On the defensive side of the ball, players can pretend they caught a trapped ball on a diving catch or that they tagged a runner.

“On a tag play a fielder might pretend like he got the guy out…just trying to fool the umpire and make himself look confident that he got the out,” Drake Swezey said (‘11).

Another way that players can bamboozle officials is to frame pitches. On a pitch at the top of the strike zone near the letters a catcher will rotate is wrist down in order to convince an umpire that it is in the strike zone. If the pitch is low aorund the knees the catcher will do the opposite.

“You need every strike you can get,” Will Glazier (‘11) said. “You gotta win the game.”


“In my mind, players that flop are actually the smarter players on the court…they know how to affect how their opponent plays,” point guard Alec Wong (‘12) said.

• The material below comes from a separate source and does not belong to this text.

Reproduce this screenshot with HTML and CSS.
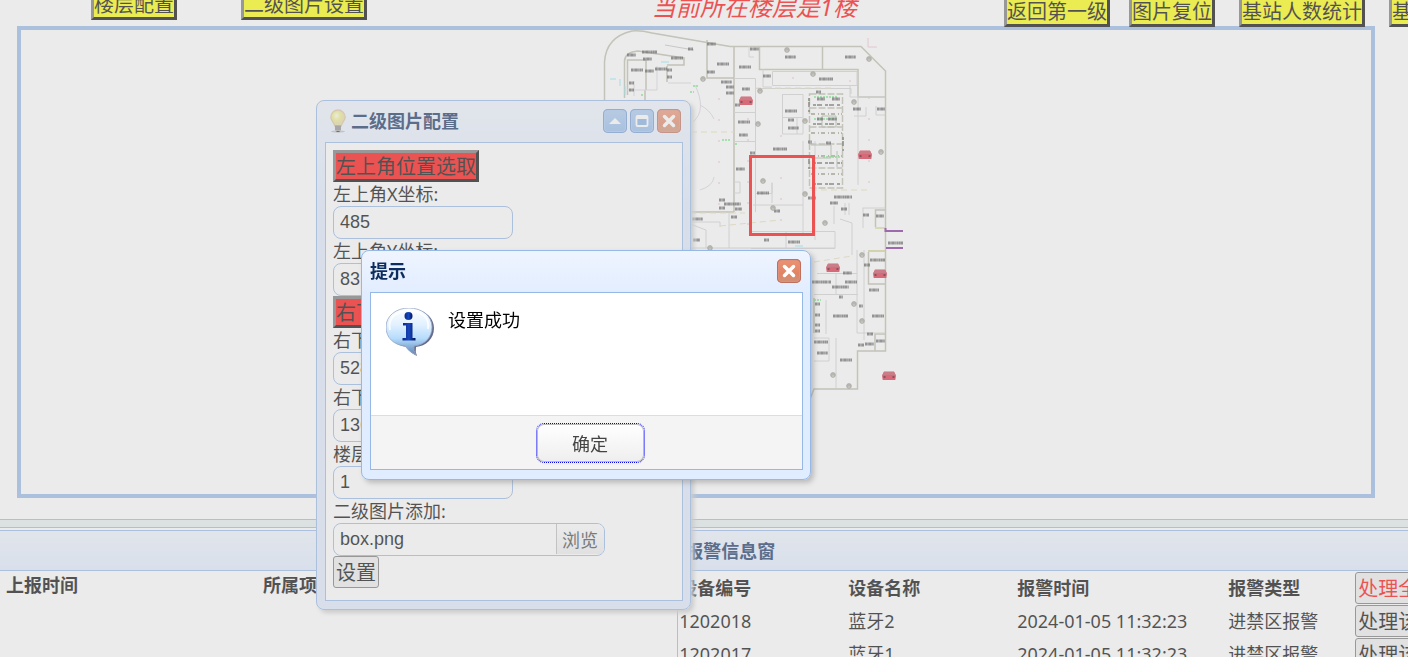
FILE: index.html
```html
<!DOCTYPE html>
<html lang="zh-CN">
<head>
<meta charset="utf-8">
<title>二级图片配置</title>
<link rel="stylesheet" href="styles.css">
</head>
<body>
<main class="page">
  <header class="toolbar">
    <div class="tools tools-left">
      <button class="tool">楼层配置</button>
      <button class="tool">二级图片设置</button>
    </div>
    <p class="floor-title">当前所在楼层是1楼</p>
    <div class="tools tools-right">
      <button class="tool">返回第一级</button>
      <button class="tool">图片复位</button>
      <button class="tool">基站人数统计</button>
      <button class="tool">基站</button>
    </div>
  </header>

  <section class="map">
    <svg class="plan" width="310" height="464" viewBox="600 30 310 464" fill="none" aria-label="楼层平面图">
      <defs>
        <g id="car">
          <path d="M-5-4.500h10l2 4-.7 4.500h-12.600L-7-.5z" fill="#dc2840"/>
          <path d="M-5-4h10l1.500 3h-13z" fill="#c84858"/>
          <path d="M-5.500 1h2M3.500 1h2" stroke="#500818" stroke-width="2"/>
        </g>
        <g id="sta"><circle r="2.400" fill="#aaa89c" stroke="#9a9890" stroke-width=".8"/><path d="M-1 1h2" stroke="#ddd" stroke-width=".7"/></g>
      </defs>
      <!-- outer walls -->
      <g stroke="#bcbcac" stroke-width="1.500">
        <path d="M604.500 112V62Q606 37 632 31Q640 30 652 33L730 46.500H861L885.500 71V351H857.500V389H814L800 424"/>
        <path d="M624.500 98V61Q625 52 638 51L684 58v7H667M734 46.500V212M759.500 46V69.500H858V97H885M822.500 46V69M707 40v38h27M690 212h44M875.500 227V210H885"/>
        <path d="M627.500 95V60H646M646 60v30M631 110h14V90M667 66v16"/>
        <path d="M809.500 94h33V188h-33zM809.500 108h33M809.500 127h33M809.500 144h33M809.500 168h33" stroke-dasharray="7 2"/>
        <path d="M868.500 252V284H885M868 251h17M875 351V334h10M814 298v35"/>
      </g>
      <!-- partitions -->
      <g stroke="#d2d2d2">
        <path d="M772.500 71.500H857V85.500H772.500zM763 69v18h9M734 78.500h21.500V212M734 112.500h21M734 141.500h21M755 88.500h96V94M782.500 94.500H803V134H782.500V94M782.500 117.500h20M797 118v16M803 141v64M734 193h6v-11h-6M756 193.500h16v-11M772 183v20M753 205H803M815 141v99M858 97v88M862.500 208h23M863 208v20M850 86v11h35M885 115h-9v-9M866 107v9h-12"/>
        <path d="M690 158v54M690 224l16 6v18M729 212v36M690 248h145M751 231.500h84v17h-84M786 231v18M803 205v30M690 222h30v5M840 219l12 4v32M817 273.500h40M857 250V333M864 250v90M814 294.500h44M836 273v22M836 338V388M814 338h15v23h-15M857 333h28M826 300v34M845 203v12M849 203v12M834 206v18"/>
        <path d="M627 90h30M634 81v15M657 66v24M668 83h23M754 57h-5V46M695 85q12 25-2 37M700 105q10 5 14 14M700 190q13-4 14-13" stroke="#d9d6df"/>
      </g>
      <path d="M755 88h80M691 132h43M690 213h55M720 226l60-6M814 262l38-6M811 190h60" stroke="#e8e0b8" stroke-dasharray="6 4"/>
      <path d="M811 114h31M811 133h31M811 174h31M811 156h31" stroke="#a9a996" stroke-width="2" stroke-dasharray="4 3 1 2"/>
      <path d="M813 105h28M813 124h28M813 163h29M813 184h28M809 98v14M843 137v14M809 155v14" stroke="#606058" stroke-width="1.500" stroke-dasharray="3 1 5 3"/>
      <path d="M822 116h14v11h-14zM811 145h20v13h-20M837 151v16" stroke="#aeb4a6"/>
      <path d="M722 140h8M735 144h3M693 86h5M690 92h4M642 94v3M814 97h24M814 119h24M823 157h17M814 300h7" stroke="#68e878" stroke-width="1.500" stroke-dasharray="2 1"/>
      <path d="M610 79h6M625 86v9M661 62h8M620 79v7M795 246h8" stroke="#88e8f8"/>
      <path d="M665 45l29 5" stroke="#c4c4c4"/>
      <path d="M868 38v9h9" stroke="#f0c4d4"/>
      <path d="M748 97v130M781 135v95M869 97v90M719 98v120M793 77v16M850 80v7" stroke="#f0b8c0" stroke-dasharray="2 19"/>
      <!-- room captions -->
      <g stroke="#303030" stroke-width="3" stroke-dasharray="2 .3 1.300 .2 3 .4 1 .3" opacity=".7">
        <path d="M627 55h9M642 52h15M643 59h9M631 70h12M645 71h9M655 69h12M667 70h5M667 77h5M671 58h12M688 49h5M707 44h9M717 64h12M707 72h8M721 82h11M726 87h8M726 93h8M739 67h12M742 89h8M735 105h5M738 122h12M739 135h9M736 169h9M750 49h9M763 76h8M785 57h11M845 57h11M819 79h14M816 92h5M785 111h12M788 120h6M788 128h11M773 149h14M853 109h8M877 109h8M757 193h12M774 211h6M719 200h6M719 208h6M724 204h17M735 209h7M692 219h11M731 217h6M834 197h18M830 203h8M841 209h6M863 215h6M876 216h8M750 153h5M629 83h5M629 90h5M808 142h4M808 198h8"/>
        <path d="M693 240h7M764 240h5M788 242h12M888 243h15M870 260h15M864 265h6M812 282h19M843 273h9M845 282h12M832 287h17M869 290h10M839 297h4M833 316h15M859 306h4M872 316h12M867 334h6M858 345h6M865 344h9M876 341h9M814 342h14M817 353h11M840 360h12M815 304h5M815 315h5M815 325h5M815 331h5M817 99h8M832 99h8M817 119h6M828 119h9M826 143h5"/>
      </g>
      <g>
        <use href="#sta" x="787" y="50"/><use href="#sta" x="703" y="79"/><use href="#sta" x="760" y="91"/><use href="#sta" x="758" y="124"/><use href="#sta" x="805" y="121"/><use href="#sta" x="813" y="74"/><use href="#sta" x="869" y="59"/><use href="#sta" x="854" y="102"/><use href="#sta" x="881" y="152"/><use href="#sta" x="763" y="181"/><use href="#sta" x="805" y="194"/><use href="#sta" x="773" y="208"/><use href="#sta" x="825" y="223"/><use href="#sta" x="862" y="255"/><use href="#sta" x="854" y="304"/><use href="#sta" x="862" y="321"/><use href="#sta" x="833" y="375"/><use href="#sta" x="849" y="386"/><use href="#sta" x="710" y="248"/>
      </g>
      <path d="M875 228h10M868 251h17" stroke="#d8d890" stroke-width="1.500"/>
      <path d="M885.500 228v4M886 231h17M886 248h17" stroke="#7c2898" stroke-width="2"/>
      <use href="#car" x="746" y="101"/><use href="#car" x="865" y="155"/><use href="#car" x="833" y="268"/><use href="#car" x="880" y="274"/><use href="#car" x="889" y="376"/>
      <rect x="750.500" y="156.500" width="63" height="78" stroke="#f00" stroke-width="3"/>
    </svg>
  </section>

  <div class="splitter"></div>

  <div class="panels">
    <section class="panel">
      <h2 class="panel-head"></h2>
      <table class="grid report">
        <tr><th class="c-time">上报时间</th><th>所属项目</th></tr>
      </table>
    </section>
    <section class="panel panel-alarm">
      <h2 class="panel-head">报警信息窗</h2>
      <table class="grid alarm">
        <colgroup><col class="c-id"><col class="c-name"><col class="c-date"><col class="c-type"><col class="c-act"></colgroup>
        <tr><th>设备编号</th><th>设备名称</th><th>报警时间</th><th>报警类型</th><td><button class="plain danger">处理全部</button></td></tr>
        <tr><td>1202018</td><td>蓝牙2</td><td>2024-01-05 11:32:23</td><td>进禁区报警</td><td><button class="plain">处理该条</button></td></tr>
        <tr><td>1202017</td><td>蓝牙1</td><td>2024-01-05 11:32:23</td><td>进禁区报警</td><td><button class="plain">处理该条</button></td></tr>
      </table>
    </section>
  </div>
</main>

<section class="window config">
  <header class="window-head">
    <svg class="bulb" width="24" height="24" viewBox="0 0 24 24">
      <defs><radialGradient id="glow" cx=".4" cy=".35"><stop offset="0" stop-color="#fffff0"/><stop offset=".55" stop-color="#eeee88"/><stop offset="1" stop-color="#e8dca0"/></radialGradient></defs>
      <ellipse cx="12" cy="22.500" rx="7" ry="1.200" fill="#b8bcc8"/>
      <path d="M12 1a7.200 7.200 0 0 0-7.200 7.200c0 3.400 3.400 5 4 9h6.400c.6-4 4-5.600 4-9A7.200 7.200 0 0 0 12 1z" fill="url(#glow)" stroke="#dcc4a0" stroke-width="1.300"/>
      <path d="M9 16h6v5l-1.500 2h-3L9 21z" fill="#a8a8a8"/><path d="M9 18h6M9 20h6" stroke="#777"/><path d="M10.500 22.500h3" stroke="#333"/>
    </svg>
    <h2 class="window-title">二级图片配置</h2>
    <button class="win-btn" aria-label="折叠"><svg width="24" height="24" viewBox="0 0 24 24"><path d="M6 15l6-6 6 6z" fill="#fff"/></svg></button>
    <button class="win-btn" aria-label="最大化"><svg width="24" height="24" viewBox="0 0 24 24"><rect x="6.500" y="7" width="11" height="10" rx="1" fill="#82ade2" stroke="#fff" stroke-width="1.800"/><path d="M6.500 8.500h11" stroke="#fff" stroke-width="3"/></svg></button>
    <button class="win-btn win-close" aria-label="关闭"><svg width="24" height="24" viewBox="0 0 24 24"><path d="M7.500 7.500l9 9m0-9l-9 9" stroke="#fff" stroke-width="3.500" stroke-linecap="round"/></svg></button>
  </header>
  <form class="window-body config-form">
    <button type="button" class="pick">左上角位置选取</button>
    <label for="x1">左上角X坐标:</label><input class="box" id="x1" value="485">
    <label for="y1">左上角Y坐标:</label><input class="box" id="y1" value="83">
    <button type="button" class="pick">右下角位置选取</button>
    <label for="x2">右下角X坐标:</label><input class="box" id="x2" value="528">
    <label for="y2">右下角Y坐标:</label><input class="box" id="y2" value="136">
    <label for="floor">楼层:</label><input class="box" id="floor" value="1">
    <label for="file">二级图片添加:</label>
    <div class="file"><input class="file-name" id="file" value="box.png" readonly><button type="button" class="browse">浏览</button></div>
    <button type="button" class="plain">设置</button>
  </form>
</section>

<div class="mask"></div>

<section class="window message" role="dialog" aria-labelledby="msg-title">
  <header class="window-head">
    <h2 class="window-title" id="msg-title">提示</h2>
    <button class="win-btn win-close" aria-label="关闭"><svg width="24" height="24" viewBox="0 0 24 24"><path d="M7.500 7.500l9 9m0-9l-9 9" stroke="#fff" stroke-width="3.500" stroke-linecap="round"/></svg></button>
  </header>
  <div class="window-body">
    <div class="message-text">
      <svg width="48" height="48" viewBox="0 0 48 48">
        <defs>
          <linearGradient id="bub" x1="0" y1="0" x2="0" y2="1"><stop offset="0" stop-color="#fff"/><stop offset=".35" stop-color="#e2f1ff"/><stop offset=".65" stop-color="#b5dcfc"/><stop offset="1" stop-color="#5a82b4"/></linearGradient>
          <linearGradient id="ink" x1="0" y1="0" x2="1" y2="0"><stop offset="0" stop-color="#0a2688"/><stop offset=".5" stop-color="#1747bd"/><stop offset="1" stop-color="#02145c"/></linearGradient>
        </defs>
        <path d="M25 1C12 1 2 9 2 20c0 10 8 18 19 19q3 6 10 9-2-4-1-9c10-1 18-8 18-19C48 9 38 1 25 1z" fill="#40466e" opacity=".8"/>
        <path d="M23 0C10 0 0 8 0 19c0 11 8 18 19 19q4 6 11 9-3-4-2-9c11-1 18-9 18-19C46 8 36 0 23 0z" fill="url(#bub)" stroke="#96a8c8" stroke-width=".8"/>
        <path d="M4 22C1 10 10 3 23 3s21 7 19 18" fill="none" stroke="#fff" stroke-width="2" opacity=".8"/>
        <circle cx="22.500" cy="8" r="4" fill="url(#ink)"/>
        <path d="M17 15h9.500v15h3v2.500H16.500V30H20V17.500h-3z" fill="url(#ink)"/>
      </svg>
      <p class="message-copy">设置成功</p>
    </div>
    <div class="message-actions"><button class="ok">确定</button></div>
  </div>
</section>
</body>
</html>
```
FILE: styles.css
```css
* { box-sizing: border-box; }

html, body { height: 100%; }

body {
  margin: 0;
  overflow: hidden;
  background: #fff;
  color: #000;
  font: 18px/24px "Noto Sans", "Noto Sans CJK SC", sans-serif;
}

button, input { font-family: inherit; margin: 0; }
h2, p { margin: 0; }

.page { height: 100%; overflow: hidden; display: flex; flex-direction: column; }

/* Toolbar */
.toolbar {
  position: relative;
  z-index: 1;
  display: flex;
  align-items: flex-end;
  height: 27px;
  margin-bottom: -1px;
  padding-left: 91px;
  flex: none;
}
.tools { display: flex; flex: none; }
.tools-left { gap: 64px; padding-bottom: 7px; }
.tools-right { gap: 24px; width: 404px; }
.tool, .pick {
  flex: none;
  height: 32px;
  padding: 2px 0 0;
  border: 3px outset #767676;
  border-color: #767676 #000 #000 #767676;
  background: #ff0;
  color: #000;
  font-size: 20px;
  line-height: 24px;
}
.tools-right .tool:first-child { margin-right: -5px; }
.floor-title {
  margin: 0 147px 2px auto;
  color: #f00;
  font-size: 24px;
  line-height: 36px;
  font-style: italic;
  white-space: nowrap;
}

/* Map */
.map {
  display: flex;
  justify-content: center;
  flex: none;
  margin: 0 33px 21px 17px;
  border: 4px solid #95b8e7;
}
.plan { display: block; margin-left: 118px; }

.splitter {
  flex: none;
  height: 9px;
  margin-bottom: 2px;
  border: solid #95b8e7;
  border-width: 1px 0;
  background: #e6eeee;
}

/* Lower panels */
.panels { display: flex; flex: 1; min-height: 0; }
.panel { flex: 0 0 48.1%; overflow: hidden; }
.panel-alarm { flex: 1; min-width: 0; border-left: 1px solid #95b8e7; }
.panel-head {
  height: 41px;
  padding: 0 7px;
  border: solid #95b8e7;
  border-width: 1px 0;
  background: linear-gradient(#eff5ff, #e0ecff);
  color: #0e2d5f;
  font-size: 18px;
  line-height: 40px;
}
.grid { border-collapse: collapse; table-layout: fixed; }
.grid th, .grid td { padding: 0; text-align: left; white-space: nowrap; }
.report { width: 520px; margin: 2px 0 0 6px; }
.c-time { width: 257px; }
.alarm { width: 780px; margin: 0 0 0 1px; }
.alarm tr { height: 33px; }
.c-id, .c-name { width: 169px; }
.c-date { width: 211px; }
.c-type { width: 127px; }

.plain {
  display: block;
  height: 32px;
  padding: 2px 2px 0;
  border: 1px solid #767676;
  border-radius: 3px;
  background: #efefef;
  color: #000;
  font-size: 20px;
  line-height: 28px;
}
.danger { color: #f00; }

/* Floating windows */
.window {
  position: absolute;
  padding: 0 7px 8px 8px;
  border: 1px solid #95b8e7;
  border-radius: 8px;
  background: linear-gradient(#eff5ff, #e0ecff 20%);
  box-shadow: 3px 3px 4px #ccc;
}
.config { left: 316px; top: 100px; width: 375px; }
.message {
  left: 361px;
  top: 250px;
  z-index: 3;
  width: 450px;
  padding-bottom: 9px;
  box-shadow: 3px 3px 5px rgba(120, 120, 120, .4);
}
.window-head { display: flex; align-items: center; gap: 3px; height: 41px; padding: 0 2px 1px 0; }
.bulb { margin-right: -2px; }
.window-title {
  flex: 1;
  color: #0e2d5f;
  font-size: 18px;
  line-height: 24px;
}
.window-body { border: 1px solid #95b8e7; background: #fff; }
.win-btn {
  width: 24px;
  height: 24px;
  padding: 0;
  border: 0;
  border-radius: 5px;
  background: linear-gradient(#aac9f0, #90b8ec);
  box-shadow: inset 0 0 0 1px #7199d2, inset 0 0 0 2px #a4c8f4;
}
.win-btn svg { display: block; }
.win-close {
  background: linear-gradient(#ed9374, #e08464 60%, #cc9478);
  box-shadow: inset 0 0 0 1px #bd705e, inset 0 0 0 2px #e09078;
}
.config .window-head { padding-left: 1px; }

.config-form {
  display: flex;
  flex-direction: column;
  align-items: flex-start;
  padding: 7px 7px 12px;
}
.config-form label { height: 24px; line-height: 24px; }
.pick { background: #f00; }
.box, .file-name {
  height: 33px;
  padding: 0 6px;
  border: 1px solid #95b8e7;
  border-radius: 8px;
  background: #fff;
  color: #000;
  font: 18px/24px "Liberation Sans", sans-serif;
}
.box { width: 180px; }
.file {
  display: flex;
  width: 272px;
  height: 33px;
  border: 1px solid #95b8e7;
  border-radius: 8px;
  overflow: hidden;
}
.file-name { flex: 1; min-width: 0; height: 31px; border: 0; }
.browse {
  flex: none;
  height: 30px;
  padding: 0 6px 0 5px;
  border: 0;
  border-left: 1px solid #bbb;
  background: linear-gradient(#fff, #eee);
  color: #444;
  font-size: 18px;
}

.mask { position: fixed; inset: 0; background: #ccc; opacity: .4; z-index: 2; }

.message-text { display: flex; gap: 14px; min-height: 122px; padding: 15px; }
.message-actions {
  display: flex;
  justify-content: center;
  padding: 7px 0 6px 7px;
  border-top: 1px solid #ddd;
  background: #f4f4f4;
}
.ok {
  width: 109px;
  height: 40px;
  padding: 0;
  border: 1px dotted #00f;
  border-radius: 8px;
  background: linear-gradient(#fff, #eee);
  box-shadow: inset 0 0 0 1px #bbb;
  color: #444;
  font-size: 18px;
}
```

Wong plays point guard for the Paly varsity basketball team. He uses flopping in order to influence referees into thinking that he takes charges.

“Players who flop are able to make it look like there is more contact than there actually is, to make it look like their opponent is out of control,” he said.

Wong believes that flopping does not influence the culture of the sport; it only means players are getting smarter. Players can se flopping in order to take charges or on drives to the basket. Many players will yell out on drives in order to imply contact from the defense. Michael Augustine (‘12), a forward for the Vikings, feels that players should do anything they can to win a game.

“The athlete has to do whatever he has to do to win the game,” Augustine said. “When the opportunity to help ones cause is there, one has to take that opportunity.”

Trainer Josh Goldstein, however, does not agree with the players. He feels that flopping is mostly used as an extra time out or when players are tired.

“A player will go down and pretend that there is an injury that needs taking care of usually late in the game, when they are tying to get the extra time out or give the players a rest,” Goldstein said. “Basketball gets over exaggerated…people falling on the floor or taking a charge harder a block foul harder than what was really done.”